# Collected data:
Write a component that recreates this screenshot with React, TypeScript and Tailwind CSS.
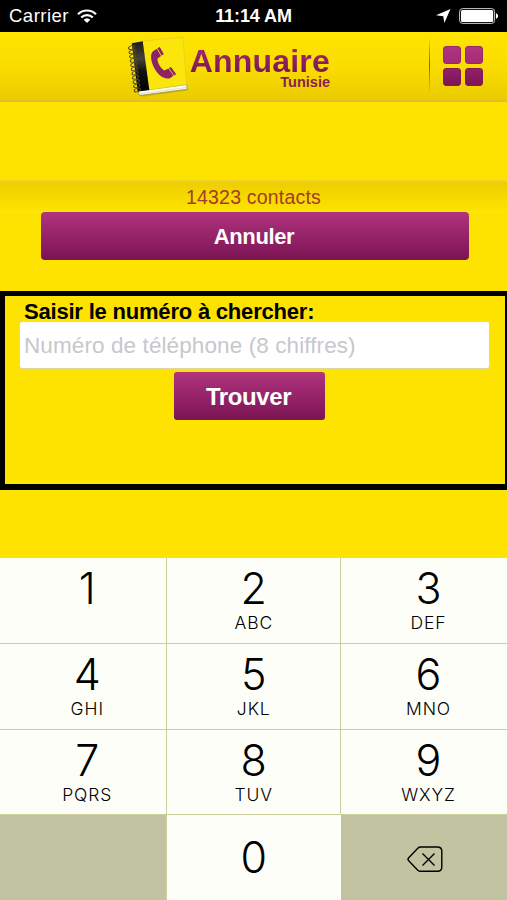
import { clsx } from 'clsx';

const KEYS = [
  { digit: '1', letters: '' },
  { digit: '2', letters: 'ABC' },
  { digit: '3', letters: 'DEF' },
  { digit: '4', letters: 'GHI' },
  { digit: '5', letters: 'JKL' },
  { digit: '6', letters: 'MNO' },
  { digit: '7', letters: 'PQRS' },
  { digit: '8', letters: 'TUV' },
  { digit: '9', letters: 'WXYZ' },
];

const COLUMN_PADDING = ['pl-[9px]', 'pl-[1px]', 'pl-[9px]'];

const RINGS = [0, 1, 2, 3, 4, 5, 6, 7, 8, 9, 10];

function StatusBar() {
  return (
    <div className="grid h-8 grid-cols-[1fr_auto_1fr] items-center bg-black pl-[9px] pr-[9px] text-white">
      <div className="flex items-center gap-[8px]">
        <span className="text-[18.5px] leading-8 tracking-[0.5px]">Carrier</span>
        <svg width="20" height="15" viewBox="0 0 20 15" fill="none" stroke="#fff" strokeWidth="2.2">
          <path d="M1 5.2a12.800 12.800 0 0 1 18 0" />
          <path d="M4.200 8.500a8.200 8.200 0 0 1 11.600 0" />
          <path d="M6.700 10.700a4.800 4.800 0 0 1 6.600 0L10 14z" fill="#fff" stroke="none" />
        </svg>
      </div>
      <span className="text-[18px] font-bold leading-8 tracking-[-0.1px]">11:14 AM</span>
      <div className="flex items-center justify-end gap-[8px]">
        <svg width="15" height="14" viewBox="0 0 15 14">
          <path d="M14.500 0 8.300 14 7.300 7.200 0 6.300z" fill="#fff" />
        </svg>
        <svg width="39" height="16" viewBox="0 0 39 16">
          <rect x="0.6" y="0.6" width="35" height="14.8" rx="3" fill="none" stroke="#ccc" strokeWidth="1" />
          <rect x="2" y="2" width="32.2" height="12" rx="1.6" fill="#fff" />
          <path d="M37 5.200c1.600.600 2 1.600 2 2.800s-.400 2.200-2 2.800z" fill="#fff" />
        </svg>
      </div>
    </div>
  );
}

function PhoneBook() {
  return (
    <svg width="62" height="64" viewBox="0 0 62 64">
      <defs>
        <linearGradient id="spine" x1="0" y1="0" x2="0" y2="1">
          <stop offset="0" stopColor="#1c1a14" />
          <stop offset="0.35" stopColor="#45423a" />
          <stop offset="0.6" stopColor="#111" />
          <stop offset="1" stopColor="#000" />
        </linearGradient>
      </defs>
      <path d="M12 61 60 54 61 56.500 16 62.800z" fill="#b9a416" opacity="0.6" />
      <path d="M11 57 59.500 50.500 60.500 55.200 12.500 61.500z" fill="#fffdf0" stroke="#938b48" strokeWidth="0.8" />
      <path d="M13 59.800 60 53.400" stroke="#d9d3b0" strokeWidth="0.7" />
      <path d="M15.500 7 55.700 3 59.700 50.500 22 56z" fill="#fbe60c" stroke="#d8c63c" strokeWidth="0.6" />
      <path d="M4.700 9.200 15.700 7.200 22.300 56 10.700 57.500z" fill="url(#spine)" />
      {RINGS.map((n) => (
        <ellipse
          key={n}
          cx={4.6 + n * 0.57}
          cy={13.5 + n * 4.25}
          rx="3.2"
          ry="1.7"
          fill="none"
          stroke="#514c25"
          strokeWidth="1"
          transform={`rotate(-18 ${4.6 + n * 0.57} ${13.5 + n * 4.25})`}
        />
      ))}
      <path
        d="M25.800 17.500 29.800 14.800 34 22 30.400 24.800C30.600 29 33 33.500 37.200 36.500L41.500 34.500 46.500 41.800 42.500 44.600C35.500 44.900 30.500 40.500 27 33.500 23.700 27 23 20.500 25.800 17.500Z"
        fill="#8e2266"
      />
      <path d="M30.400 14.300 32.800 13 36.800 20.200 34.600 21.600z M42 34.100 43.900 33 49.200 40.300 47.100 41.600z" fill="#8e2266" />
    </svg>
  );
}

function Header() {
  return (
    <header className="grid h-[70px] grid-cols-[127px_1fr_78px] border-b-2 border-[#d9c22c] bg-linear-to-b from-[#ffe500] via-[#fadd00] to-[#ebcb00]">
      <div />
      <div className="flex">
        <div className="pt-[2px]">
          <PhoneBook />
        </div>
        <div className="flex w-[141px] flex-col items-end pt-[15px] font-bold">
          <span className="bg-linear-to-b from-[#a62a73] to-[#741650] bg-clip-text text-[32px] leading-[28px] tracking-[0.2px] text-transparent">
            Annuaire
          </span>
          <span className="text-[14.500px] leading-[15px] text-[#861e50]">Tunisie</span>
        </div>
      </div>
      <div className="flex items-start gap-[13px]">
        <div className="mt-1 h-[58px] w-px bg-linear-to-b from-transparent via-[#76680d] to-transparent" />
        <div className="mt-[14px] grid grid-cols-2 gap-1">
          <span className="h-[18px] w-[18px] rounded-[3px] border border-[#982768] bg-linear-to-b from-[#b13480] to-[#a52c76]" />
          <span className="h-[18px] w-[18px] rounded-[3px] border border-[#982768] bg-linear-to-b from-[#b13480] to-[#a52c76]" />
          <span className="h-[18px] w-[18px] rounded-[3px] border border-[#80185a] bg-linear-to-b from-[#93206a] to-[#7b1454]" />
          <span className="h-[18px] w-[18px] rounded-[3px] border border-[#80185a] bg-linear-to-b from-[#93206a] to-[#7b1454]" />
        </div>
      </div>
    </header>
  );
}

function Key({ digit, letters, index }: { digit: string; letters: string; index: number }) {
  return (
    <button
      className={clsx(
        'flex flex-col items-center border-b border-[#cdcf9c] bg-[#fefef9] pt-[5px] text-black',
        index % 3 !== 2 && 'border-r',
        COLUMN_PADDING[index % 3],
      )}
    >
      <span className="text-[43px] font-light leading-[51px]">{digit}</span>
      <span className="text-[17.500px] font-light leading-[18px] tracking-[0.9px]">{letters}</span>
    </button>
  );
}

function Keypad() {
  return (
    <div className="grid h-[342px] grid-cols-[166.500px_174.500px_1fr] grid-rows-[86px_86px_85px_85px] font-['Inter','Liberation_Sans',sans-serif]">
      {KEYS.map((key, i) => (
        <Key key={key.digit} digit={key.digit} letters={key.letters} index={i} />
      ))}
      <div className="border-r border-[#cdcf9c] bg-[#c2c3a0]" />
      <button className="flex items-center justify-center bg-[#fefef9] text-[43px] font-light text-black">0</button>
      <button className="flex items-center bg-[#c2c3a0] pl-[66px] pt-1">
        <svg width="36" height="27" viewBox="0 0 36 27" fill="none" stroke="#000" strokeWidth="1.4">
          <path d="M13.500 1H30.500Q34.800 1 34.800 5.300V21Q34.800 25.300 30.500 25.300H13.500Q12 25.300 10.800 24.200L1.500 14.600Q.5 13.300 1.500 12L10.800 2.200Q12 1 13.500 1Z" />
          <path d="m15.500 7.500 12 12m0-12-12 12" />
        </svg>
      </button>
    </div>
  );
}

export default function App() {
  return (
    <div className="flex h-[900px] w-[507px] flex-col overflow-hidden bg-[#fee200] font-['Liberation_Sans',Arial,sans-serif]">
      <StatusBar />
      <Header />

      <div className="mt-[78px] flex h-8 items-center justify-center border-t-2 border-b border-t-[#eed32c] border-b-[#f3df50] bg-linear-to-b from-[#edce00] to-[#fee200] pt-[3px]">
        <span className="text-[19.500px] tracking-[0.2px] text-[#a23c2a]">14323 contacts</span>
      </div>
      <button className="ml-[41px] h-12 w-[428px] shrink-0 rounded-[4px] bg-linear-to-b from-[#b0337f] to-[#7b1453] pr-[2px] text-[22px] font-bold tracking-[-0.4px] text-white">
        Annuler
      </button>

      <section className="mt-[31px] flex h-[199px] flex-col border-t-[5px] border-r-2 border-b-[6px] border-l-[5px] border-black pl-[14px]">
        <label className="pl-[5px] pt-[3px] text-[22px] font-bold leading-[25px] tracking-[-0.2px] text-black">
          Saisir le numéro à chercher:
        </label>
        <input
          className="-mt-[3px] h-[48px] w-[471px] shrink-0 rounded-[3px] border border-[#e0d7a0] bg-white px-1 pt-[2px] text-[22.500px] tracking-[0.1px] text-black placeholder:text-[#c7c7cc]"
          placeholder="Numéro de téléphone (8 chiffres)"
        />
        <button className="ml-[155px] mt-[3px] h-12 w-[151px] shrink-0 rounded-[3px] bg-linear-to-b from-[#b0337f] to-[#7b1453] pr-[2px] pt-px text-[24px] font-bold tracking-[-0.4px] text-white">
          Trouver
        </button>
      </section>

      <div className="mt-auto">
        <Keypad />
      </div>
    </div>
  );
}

# Written instruction:
Give again, exactly, the lines from the start of the data through the one holding "7, 8, 9, 10];"; omit the pictures.

# Exercise result:
Write a component that recreates this screenshot with React, TypeScript and Tailwind CSS.
import { clsx } from 'clsx';

const KEYS = [
  { digit: '1', letters: '' },
  { digit: '2', letters: 'ABC' },
  { digit: '3', letters: 'DEF' },
  { digit: '4', letters: 'GHI' },
  { digit: '5', letters: 'JKL' },
  { digit: '6', letters: 'MNO' },
  { digit: '7', letters: 'PQRS' },
  { digit: '8', letters: 'TUV' },
  { digit: '9', letters: 'WXYZ' },
];

const COLUMN_PADDING = ['pl-[9px]', 'pl-[1px]', 'pl-[9px]'];

const RINGS = [0, 1, 2, 3, 4, 5, 6, 7, 8, 9, 10];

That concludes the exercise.